When to Seek Professional Help
Qualified credit counseling
If you feel overwhelmed, a nonprofit credit counseling agency can help you create a budget and negotiate DMPs. Verify accreditation and avoid agencies that demand large upfront fees or promise unrealistic results.
Financial advisors and tax professionals
For complex situations — owning a business, multiple large debts, or tax implications from settlement and asset sales — consult a CFP or tax professional. They can help coordinate debt decisions with retirement planning, tax strategy, and asset protection.
Final checklist: What to implement this week
- Gather all debt statements and record balances, rates, and due dates.
- Enable autopay for minimum payments to avoid late fees and hits to credit.
- Sign up for a budgeting app and a basic credit monitoring service.
- Choose either the snowball or avalanche method and set a realistic monthly extra payment target.
- Identify one expense to cut and redirect that cash to debt for the next 90 days.

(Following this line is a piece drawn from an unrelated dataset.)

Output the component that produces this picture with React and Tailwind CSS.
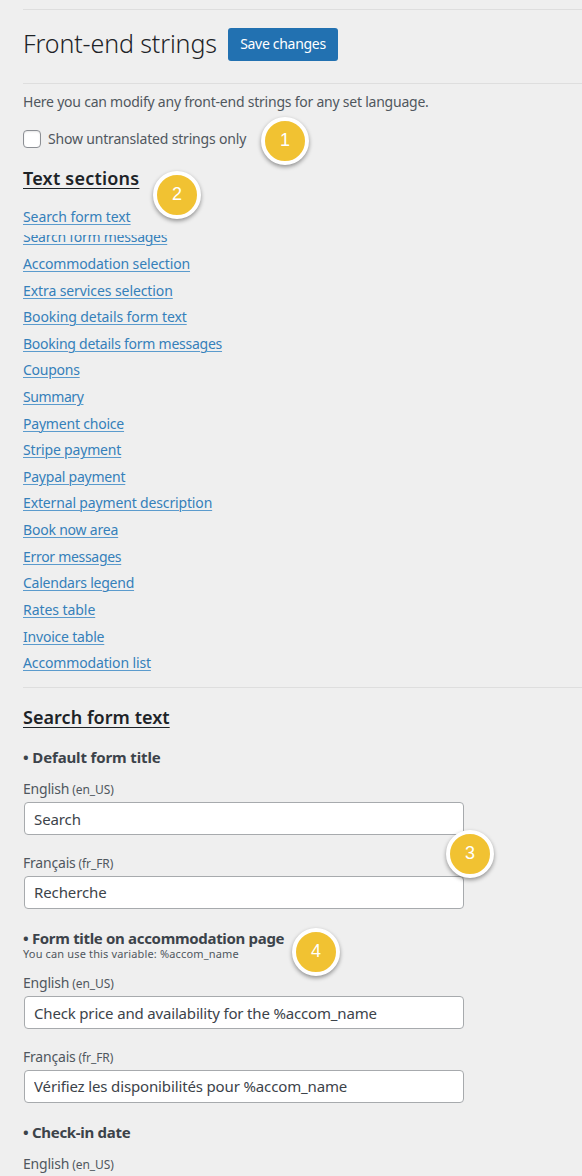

Debt management and credit improvement are not overnight projects, but they are among the most impactful financial changes you can make. By pairing the right strategies with modern tools — budgeting apps that expose spending, payoff planners that model outcomes, credit monitoring that detects issues early, and appropriate loan or card products — you can accelerate progress without sacrificing stability. The key is consistent action: small, steady payments, on-time behavior, and periodic reviews to adjust course as income or goals change. Use the checklists and plan templates here as a starting point, tailor the approach to your circumstances, and remember that making measurable progress, even slowly, compounds into greater financial freedom over time.